Reproduce the records below exactly, leaving out any pictures.

Entries with page source code
───
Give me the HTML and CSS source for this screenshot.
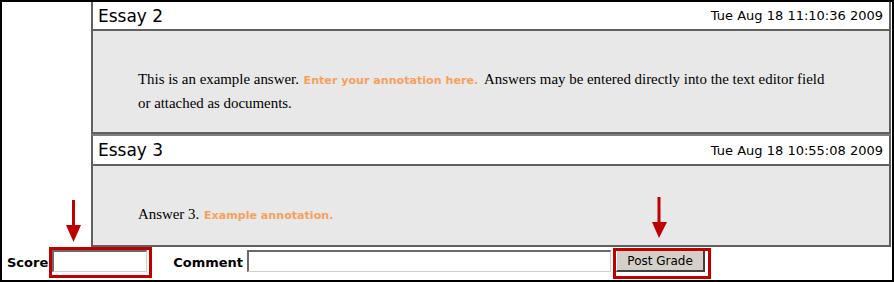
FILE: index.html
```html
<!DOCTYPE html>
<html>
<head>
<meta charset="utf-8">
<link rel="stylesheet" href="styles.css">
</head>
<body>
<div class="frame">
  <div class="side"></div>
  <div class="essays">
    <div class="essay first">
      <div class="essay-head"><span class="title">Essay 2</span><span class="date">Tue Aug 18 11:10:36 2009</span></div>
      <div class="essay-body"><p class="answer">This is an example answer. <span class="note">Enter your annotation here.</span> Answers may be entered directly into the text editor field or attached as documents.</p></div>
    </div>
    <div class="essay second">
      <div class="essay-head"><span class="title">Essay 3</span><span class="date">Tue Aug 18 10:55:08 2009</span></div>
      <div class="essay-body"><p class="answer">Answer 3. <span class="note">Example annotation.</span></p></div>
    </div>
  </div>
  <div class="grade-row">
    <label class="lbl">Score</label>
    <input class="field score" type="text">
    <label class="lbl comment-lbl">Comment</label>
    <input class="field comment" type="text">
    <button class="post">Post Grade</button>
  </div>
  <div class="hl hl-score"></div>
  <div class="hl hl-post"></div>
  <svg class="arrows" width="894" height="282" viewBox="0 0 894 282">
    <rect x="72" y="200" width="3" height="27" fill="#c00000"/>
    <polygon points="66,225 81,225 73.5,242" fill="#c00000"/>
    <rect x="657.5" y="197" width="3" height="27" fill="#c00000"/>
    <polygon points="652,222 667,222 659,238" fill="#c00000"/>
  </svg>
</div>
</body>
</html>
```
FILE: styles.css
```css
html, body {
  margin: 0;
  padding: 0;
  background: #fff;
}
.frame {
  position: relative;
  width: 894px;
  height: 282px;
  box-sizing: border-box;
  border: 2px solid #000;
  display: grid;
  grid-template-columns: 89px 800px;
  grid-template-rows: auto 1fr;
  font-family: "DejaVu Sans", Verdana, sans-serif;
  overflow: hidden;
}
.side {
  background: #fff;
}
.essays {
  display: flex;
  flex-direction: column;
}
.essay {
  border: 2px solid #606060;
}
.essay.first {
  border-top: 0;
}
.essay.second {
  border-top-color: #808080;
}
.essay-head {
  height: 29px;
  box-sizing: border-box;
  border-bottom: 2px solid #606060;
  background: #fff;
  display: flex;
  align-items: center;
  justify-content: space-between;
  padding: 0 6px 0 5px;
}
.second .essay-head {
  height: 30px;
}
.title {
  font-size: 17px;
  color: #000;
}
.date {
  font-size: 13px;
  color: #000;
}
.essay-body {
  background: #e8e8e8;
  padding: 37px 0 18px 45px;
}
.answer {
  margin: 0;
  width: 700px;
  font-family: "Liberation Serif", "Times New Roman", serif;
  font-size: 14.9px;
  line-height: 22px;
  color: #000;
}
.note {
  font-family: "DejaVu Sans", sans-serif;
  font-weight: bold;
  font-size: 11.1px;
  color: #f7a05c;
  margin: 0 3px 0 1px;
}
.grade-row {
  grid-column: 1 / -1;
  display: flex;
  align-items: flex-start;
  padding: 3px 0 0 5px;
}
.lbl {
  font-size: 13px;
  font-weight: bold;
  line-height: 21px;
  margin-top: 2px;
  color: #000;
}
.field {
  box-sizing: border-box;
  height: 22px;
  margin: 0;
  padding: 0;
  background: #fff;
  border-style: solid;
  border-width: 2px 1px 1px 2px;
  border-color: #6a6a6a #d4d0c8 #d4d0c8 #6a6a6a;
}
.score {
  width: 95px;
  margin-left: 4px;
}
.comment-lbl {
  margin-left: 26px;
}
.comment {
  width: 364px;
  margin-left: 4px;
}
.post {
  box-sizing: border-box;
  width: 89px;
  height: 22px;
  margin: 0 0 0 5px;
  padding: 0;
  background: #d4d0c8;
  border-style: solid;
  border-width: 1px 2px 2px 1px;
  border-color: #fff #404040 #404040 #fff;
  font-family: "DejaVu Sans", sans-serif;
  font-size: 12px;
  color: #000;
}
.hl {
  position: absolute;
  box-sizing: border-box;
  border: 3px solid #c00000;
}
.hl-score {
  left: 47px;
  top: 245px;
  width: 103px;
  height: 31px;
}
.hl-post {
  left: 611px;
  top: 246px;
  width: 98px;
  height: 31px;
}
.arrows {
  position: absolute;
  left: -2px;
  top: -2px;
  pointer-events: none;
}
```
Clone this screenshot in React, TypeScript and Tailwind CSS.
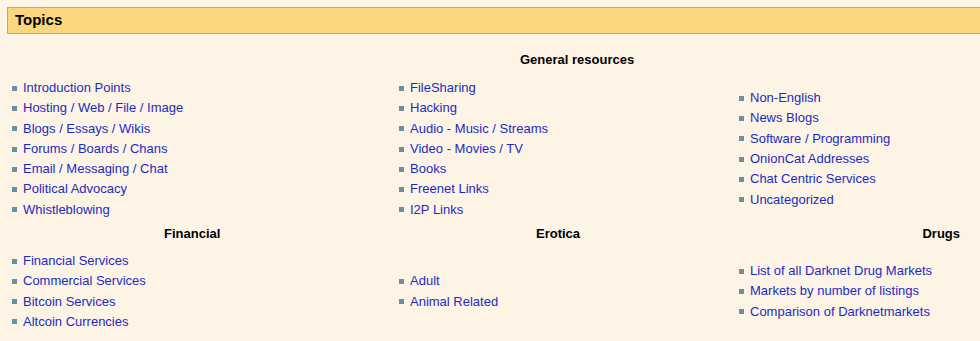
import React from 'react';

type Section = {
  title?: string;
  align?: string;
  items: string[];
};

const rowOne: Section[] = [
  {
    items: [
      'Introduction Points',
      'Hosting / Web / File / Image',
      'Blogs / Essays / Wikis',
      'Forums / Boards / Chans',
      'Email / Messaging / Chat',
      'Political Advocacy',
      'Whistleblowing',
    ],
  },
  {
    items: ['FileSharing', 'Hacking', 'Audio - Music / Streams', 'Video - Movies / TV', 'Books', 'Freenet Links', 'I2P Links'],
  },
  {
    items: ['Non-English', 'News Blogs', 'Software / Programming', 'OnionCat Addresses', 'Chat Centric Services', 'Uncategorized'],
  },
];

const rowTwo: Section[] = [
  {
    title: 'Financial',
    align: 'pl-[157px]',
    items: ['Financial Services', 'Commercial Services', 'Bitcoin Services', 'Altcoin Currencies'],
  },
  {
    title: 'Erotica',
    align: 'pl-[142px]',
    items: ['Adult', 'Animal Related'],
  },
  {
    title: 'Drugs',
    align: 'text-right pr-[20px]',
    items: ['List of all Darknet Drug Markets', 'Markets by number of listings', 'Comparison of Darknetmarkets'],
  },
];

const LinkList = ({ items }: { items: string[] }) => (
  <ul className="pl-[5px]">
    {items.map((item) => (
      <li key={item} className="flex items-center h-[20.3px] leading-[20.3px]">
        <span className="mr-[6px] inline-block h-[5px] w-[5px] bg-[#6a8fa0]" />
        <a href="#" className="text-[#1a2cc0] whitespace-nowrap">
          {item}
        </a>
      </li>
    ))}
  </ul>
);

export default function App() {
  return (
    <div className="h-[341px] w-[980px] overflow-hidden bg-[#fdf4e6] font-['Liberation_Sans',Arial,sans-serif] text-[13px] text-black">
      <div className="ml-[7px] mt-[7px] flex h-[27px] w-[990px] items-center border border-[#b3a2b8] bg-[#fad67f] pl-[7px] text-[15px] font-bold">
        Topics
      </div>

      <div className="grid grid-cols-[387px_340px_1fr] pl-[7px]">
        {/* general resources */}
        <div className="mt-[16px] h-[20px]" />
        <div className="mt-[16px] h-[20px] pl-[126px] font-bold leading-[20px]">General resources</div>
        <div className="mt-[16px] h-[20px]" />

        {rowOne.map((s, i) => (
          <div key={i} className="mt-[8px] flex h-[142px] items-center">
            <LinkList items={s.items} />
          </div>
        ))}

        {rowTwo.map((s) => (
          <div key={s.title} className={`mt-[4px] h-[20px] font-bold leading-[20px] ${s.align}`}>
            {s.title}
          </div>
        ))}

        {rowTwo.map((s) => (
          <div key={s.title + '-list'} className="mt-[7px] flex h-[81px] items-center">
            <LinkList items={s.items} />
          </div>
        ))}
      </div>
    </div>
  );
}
───
TASK SOLUTION
Give me the HTML and CSS source for this screenshot.
FILE: index.html
```html
<!DOCTYPE html>
<html>
<head>
<meta charset="utf-8">
<link rel="stylesheet" href="styles.css">
</head>
<body>
<div class="frame">
  <div class="side"></div>
  <div class="essays">
    <div class="essay first">
      <div class="essay-head"><span class="title">Essay 2</span><span class="date">Tue Aug 18 11:10:36 2009</span></div>
      <div class="essay-body"><p class="answer">This is an example answer. <span class="note">Enter your annotation here.</span> Answers may be entered directly into the text editor field or attached as documents.</p></div>
    </div>
    <div class="essay second">
      <div class="essay-head"><span class="title">Essay 3</span><span class="date">Tue Aug 18 10:55:08 2009</span></div>
      <div class="essay-body"><p class="answer">Answer 3. <span class="note">Example annotation.</span></p></div>
    </div>
  </div>
  <div class="grade-row">
    <label class="lbl">Score</label>
    <input class="field score" type="text">
    <label class="lbl comment-lbl">Comment</label>
    <input class="field comment" type="text">
    <button class="post">Post Grade</button>
  </div>
  <div class="hl hl-score"></div>
  <div class="hl hl-post"></div>
  <svg class="arrows" width="894" height="282" viewBox="0 0 894 282">
    <rect x="72" y="200" width="3" height="27" fill="#c00000"/>
    <polygon points="66,225 81,225 73.5,242" fill="#c00000"/>
    <rect x="657.5" y="197" width="3" height="27" fill="#c00000"/>
    <polygon points="652,222 667,222 659,238" fill="#c00000"/>
  </svg>
</div>
</body>
</html>
```
FILE: styles.css
```css
html, body {
  margin: 0;
  padding: 0;
  background: #fff;
}
.frame {
  position: relative;
  width: 894px;
  height: 282px;
  box-sizing: border-box;
  border: 2px solid #000;
  display: grid;
  grid-template-columns: 89px 800px;
  grid-template-rows: auto 1fr;
  font-family: "DejaVu Sans", Verdana, sans-serif;
  overflow: hidden;
}
.side {
  background: #fff;
}
.essays {
  display: flex;
  flex-direction: column;
}
.essay {
  border: 2px solid #606060;
}
.essay.first {
  border-top: 0;
}
.essay.second {
  border-top-color: #808080;
}
.essay-head {
  height: 29px;
  box-sizing: border-box;
  border-bottom: 2px solid #606060;
  background: #fff;
  display: flex;
  align-items: center;
  justify-content: space-between;
  padding: 0 6px 0 5px;
}
.second .essay-head {
  height: 30px;
}
.title {
  font-size: 17px;
  color: #000;
}
.date {
  font-size: 13px;
  color: #000;
}
.essay-body {
  background: #e8e8e8;
  padding: 37px 0 18px 45px;
}
.answer {
  margin: 0;
  width: 700px;
  font-family: "Liberation Serif", "Times New Roman", serif;
  font-size: 14.9px;
  line-height: 22px;
  color: #000;
}
.note {
  font-family: "DejaVu Sans", sans-serif;
  font-weight: bold;
  font-size: 11.1px;
  color: #f7a05c;
  margin: 0 3px 0 1px;
}
.grade-row {
  grid-column: 1 / -1;
  display: flex;
  align-items: flex-start;
  padding: 3px 0 0 5px;
}
.lbl {
  font-size: 13px;
  font-weight: bold;
  line-height: 21px;
  margin-top: 2px;
  color: #000;
}
.field {
  box-sizing: border-box;
  height: 22px;
  margin: 0;
  padding: 0;
  background: #fff;
  border-style: solid;
  border-width: 2px 1px 1px 2px;
  border-color: #6a6a6a #d4d0c8 #d4d0c8 #6a6a6a;
}
.score {
  width: 95px;
  margin-left: 4px;
}
.comment-lbl {
  margin-left: 26px;
}
.comment {
  width: 364px;
  margin-left: 4px;
}
.post {
  box-sizing: border-box;
  width: 89px;
  height: 22px;
  margin: 0 0 0 5px;
  padding: 0;
  background: #d4d0c8;
  border-style: solid;
  border-width: 1px 2px 2px 1px;
  border-color: #fff #404040 #404040 #fff;
  font-family: "DejaVu Sans", sans-serif;
  font-size: 12px;
  color: #000;
}
.hl {
  position: absolute;
  box-sizing: border-box;
  border: 3px solid #c00000;
}
.hl-score {
  left: 47px;
  top: 245px;
  width: 103px;
  height: 31px;
}
.hl-post {
  left: 611px;
  top: 246px;
  width: 98px;
  height: 31px;
}
.arrows {
  position: absolute;
  left: -2px;
  top: -2px;
  pointer-events: none;
}
```
Clone this screenshot in React, TypeScript and Tailwind CSS.
import React from 'react';

type Section = {
  title?: string;
  align?: string;
  items: string[];
};

const rowOne: Section[] = [
  {
    items: [
      'Introduction Points',
      'Hosting / Web / File / Image',
      'Blogs / Essays / Wikis',
      'Forums / Boards / Chans',
      'Email / Messaging / Chat',
      'Political Advocacy',
      'Whistleblowing',
    ],
  },
  {
    items: ['FileSharing', 'Hacking', 'Audio - Music / Streams', 'Video - Movies / TV', 'Books', 'Freenet Links', 'I2P Links'],
  },
  {
    items: ['Non-English', 'News Blogs', 'Software / Programming', 'OnionCat Addresses', 'Chat Centric Services', 'Uncategorized'],
  },
];

const rowTwo: Section[] = [
  {
    title: 'Financial',
    align: 'pl-[157px]',
    items: ['Financial Services', 'Commercial Services', 'Bitcoin Services', 'Altcoin Currencies'],
  },
  {
    title: 'Erotica',
    align: 'pl-[142px]',
    items: ['Adult', 'Animal Related'],
  },
  {
    title: 'Drugs',
    align: 'text-right pr-[20px]',
    items: ['List of all Darknet Drug Markets', 'Markets by number of listings', 'Comparison of Darknetmarkets'],
  },
];

const LinkList = ({ items }: { items: string[] }) => (
  <ul className="pl-[5px]">
    {items.map((item) => (
      <li key={item} className="flex items-center h-[20.3px] leading-[20.3px]">
        <span className="mr-[6px] inline-block h-[5px] w-[5px] bg-[#6a8fa0]" />
        <a href="#" className="text-[#1a2cc0] whitespace-nowrap">
          {item}
        </a>
      </li>
    ))}
  </ul>
);

export default function App() {
  return (
    <div className="h-[341px] w-[980px] overflow-hidden bg-[#fdf4e6] font-['Liberation_Sans',Arial,sans-serif] text-[13px] text-black">
      <div className="ml-[7px] mt-[7px] flex h-[27px] w-[990px] items-center border border-[#b3a2b8] bg-[#fad67f] pl-[7px] text-[15px] font-bold">
        Topics
      </div>

      <div className="grid grid-cols-[387px_340px_1fr] pl-[7px]">
        {/* general resources */}
        <div className="mt-[16px] h-[20px]" />
        <div className="mt-[16px] h-[20px] pl-[126px] font-bold leading-[20px]">General resources</div>
        <div className="mt-[16px] h-[20px]" />

        {rowOne.map((s, i) => (
          <div key={i} className="mt-[8px] flex h-[142px] items-center">
            <LinkList items={s.items} />
          </div>
        ))}

        {rowTwo.map((s) => (
          <div key={s.title} className={`mt-[4px] h-[20px] font-bold leading-[20px] ${s.align}`}>
            {s.title}
          </div>
        ))}

        {rowTwo.map((s) => (
          <div key={s.title + '-list'} className="mt-[7px] flex h-[81px] items-center">
            <LinkList items={s.items} />
          </div>
        ))}
      </div>
    </div>
  );
}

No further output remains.